— start of Data lines —

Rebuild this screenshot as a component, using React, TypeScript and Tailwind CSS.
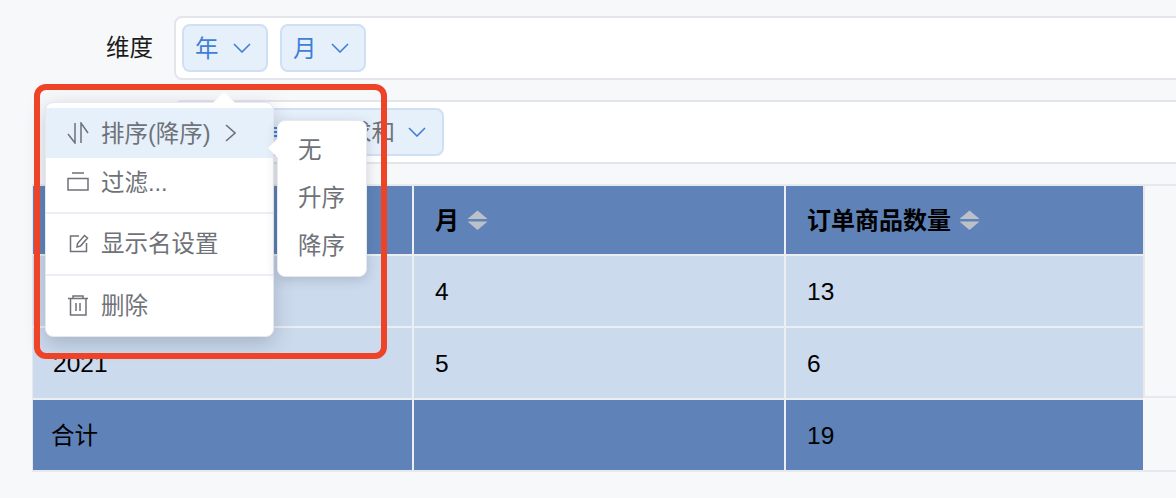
import React from 'react';

const Chevron = () => (
  <svg width="18" height="10" viewBox="0 0 18 10" fill="none" stroke="#3f7fd8" strokeWidth="1.6" className="shrink-0">
    <path d="M1 1 L9 9 L17 1" />
  </svg>
);

const Chip = ({ label }: { label: string }) => (
  <div className="h-12 w-[86px] flex items-center gap-[14px] pl-[11px] rounded-lg border-2 border-[#cfe0f5] bg-[#e6f0fb]">
    <span className="pt-[4px] text-[23.5px] text-[#3f7fd8]">{label}</span>
    <Chevron />
  </div>
);

const SortIcon = () => (
  <svg width="21" height="20" viewBox="0 0 21 20" className="ml-[8px] shrink-0">
    <path d="M10.5 0.5 L20 8.5 Q20.5 9 19.5 9 H1.5 Q0.5 9 1 8.5 Z" fill="#bcc0c8" />
    <path d="M1.5 11.5 H19.5 Q20.5 11.5 20 12 L10.5 20 L1 12 Q0.5 11.5 1.5 11.5 Z" fill="#bcc0c8" />
  </svg>
);

const HeadCell = ({ label }: { label: string }) => (
  <div className="h-[68px] flex items-center pl-[21px] bg-[#5f83b8]">
    <span className="pt-[2px] text-[24px] font-semibold text-black">{label}</span>
    <SortIcon />
  </div>
);

const Cell = ({ children, className = '' }: { children?: React.ReactNode; className?: string }) => (
  <div className={`h-[70px] flex items-center text-black ${className}`}>{children}</div>
);

const Num = ({ value }: { value: string }) => <span className="pt-[3px] text-[24.5px]">{value}</span>;

const MenuIcon = ({ children }: { children: React.ReactNode }) => (
  <svg width="22" height="22" viewBox="0 0 22 22" fill="none" stroke="#6f7278" strokeWidth="1.5" className="shrink-0">
    {children}
  </svg>
);

export default function App() {
  return (
    <div className='relative w-[1176px] h-[498px] overflow-hidden bg-[#f7f8fa] font-["Liberation_Sans","Noto_Sans_CJK_SC",sans-serif]'>
      <div className="flex flex-col pt-[16px]">
        <div className="flex items-center">
          <div className="w-[153px] shrink-0 pt-[2px] text-right text-[23.5px] text-[#1b1b1b]">维度</div>
          <div className="ml-[21px] w-[1020px] shrink-0 h-[64px] flex items-center gap-[12px] pl-[6px] bg-white border-2 border-[#e3e5ea] rounded-lg">
            <Chip label="年" />
            <Chip label="月" />
          </div>
        </div>
        <div className="flex items-center mt-[20px]">
          <div className="w-[153px] shrink-0" />
          <div className="ml-[21px] w-[1020px] shrink-0 h-[64px] flex items-center pl-[6px] bg-white border-2 border-[#e3e5ea] rounded-lg">
            <div className="h-12 w-[262px] flex items-center justify-between pr-[16px] rounded-lg border-2 border-[#cfe0f5] bg-[#e6f0fb]">
              {/* sliver of the blue metric name, the rest sits under the submenu */}
              <div className="ml-[90px] flex flex-col gap-[2px]">
                <div className="w-[3px] h-[2px] bg-[#3f7fd8]" />
                <div className="w-[3px] h-[2px] bg-[#3f7fd8]" />
                <div className="w-[3px] h-[2px] bg-[#3f7fd8]" />
              </div>
              <div className="flex items-center gap-[13px]">
                <span className="pt-[4px] text-[23.5px] text-[#6f7278]">求和</span>
                <Chevron />
              </div>
            </div>
          </div>
        </div>

        <div className="mt-[20px] ml-[32px] flex border-y-2 border-l border-[#e8e9ed]">
          <div className="w-[1110px] shrink-0 grid grid-cols-[379px_370px_357px] gap-[2px] bg-[#eceef2]">
            <HeadCell label="年" />
            <HeadCell label="月" />
            <HeadCell label="订单商品数量" />
            <Cell className="pl-[20px] bg-[#ccdaed]"><Num value="2021" /></Cell>
            <Cell className="pl-[21px] bg-[#ccdaed]"><Num value="4" /></Cell>
            <Cell className="pl-[21px] bg-[#ccdaed]"><Num value="13" /></Cell>
            <Cell className="pl-[20px] bg-[#ccdaed]"><Num value="2021" /></Cell>
            <Cell className="pl-[21px] bg-[#ccdaed]"><Num value="5" /></Cell>
            <Cell className="pl-[21px] bg-[#ccdaed]"><Num value="6" /></Cell>
            <Cell className="pl-[18px] bg-[#5f83b8]"><span className="pt-[4px] text-[23.5px]">合计</span></Cell>
            <Cell className="bg-[#5f83b8]" />
            <Cell className="pl-[21px] bg-[#5f83b8]"><Num value="19" /></Cell>
          </div>
          <div className="flex-1 flex flex-col">
            <div className="h-[212px] border-l-2 border-b-2 border-[#e8e9ed]" />
          </div>
        </div>
      </div>

      {/* context menu */}
      <div className="absolute left-[45px] top-[102px] w-[229px] h-[235px] bg-white rounded-lg border border-[#e6e8ee] shadow-[0_6px_20px_rgba(50,60,85,0.25)] text-[23.5px] text-[#6f7278]">
        <div className="absolute left-[170px] top-[-8px] w-[16px] h-[16px] rotate-45 bg-white" />
        <div className="relative mt-[5px] h-[50px] flex items-center pl-[21px] gap-[12px] bg-[#e6f0fb]">
          <MenuIcon>
            <path d="M8 1 V21 L1 12 M14 21 V1 L21 11" />
          </MenuIcon>
          <span className="pt-[4px]">排序(降序)</span>
          <svg width="11" height="18" viewBox="0 0 11 18" fill="none" stroke="#6f7278" strokeWidth="1.6" className="ml-[2px] shrink-0">
            <path d="M1 1 L10 9 L1 17" />
          </svg>
        </div>
        <div className="h-[50px] flex items-center pl-[21px] gap-[12px]">
          <MenuIcon>
            <path d="M5 1 H17 M1 6.5 H21 V18 H1 Z" />
          </MenuIcon>
          <span className="pt-[2px]">过滤...</span>
        </div>
        <div className="mt-[4px] border-t-2 border-[#eceef4] h-[62px] flex items-center pl-[21px] gap-[12px]">
          <MenuIcon>
            <path d="M12 3 H3.5 V18.5 H19.5 V10 M10 14 L10.5 10.5 L17.5 2.5 L20.5 5 L13.5 13 Z" />
          </MenuIcon>
          <span className="pt-[2px]">显示名设置</span>
        </div>
        <div className="border-t-2 border-[#eceef4] h-[62px] flex items-center pl-[21px] gap-[12px]">
          <MenuIcon>
            <path d="M1 3.5 H21 M6 3.5 V1 H16 V3.5 M3.5 3.5 V20 H19 V3.5 M9 8 V16 M13 8 V16" />
          </MenuIcon>
          <span className="pt-[2px]">删除</span>
        </div>
      </div>

      {/* submenu */}
      <div className="absolute left-[277px] top-[120px] w-[90px] h-[157px] bg-white rounded-lg border border-[#e6e8ee] shadow-[0_3px_12px_rgba(50,60,85,0.2)] text-[23.5px] text-[#6f7278] flex flex-col pl-[20px] pt-[6px]">
        <div className="absolute left-[-7px] top-[20px] w-[14px] h-[14px] rotate-45 bg-white" />
        <div className="relative h-[48px] flex items-center">无</div>
        <div className="relative h-[48px] flex items-center">升序</div>
        <div className="relative h-[48px] flex items-center">降序</div>
      </div>

      {/* red annotation */}
      <div className="absolute left-[34px] top-[84px] w-[353px] h-[275px] border-[6px] border-[#ee4327] rounded-[12px]" />
    </div>
  );
}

— end of Data lines —

*What to do*:
Starting at the top of the listing above, reproduce each line up to and including the one with "import React from 'react';"; omit the pictures.

*Result*:
Rebuild this screenshot as a component, using React, TypeScript and Tailwind CSS.
import React from 'react';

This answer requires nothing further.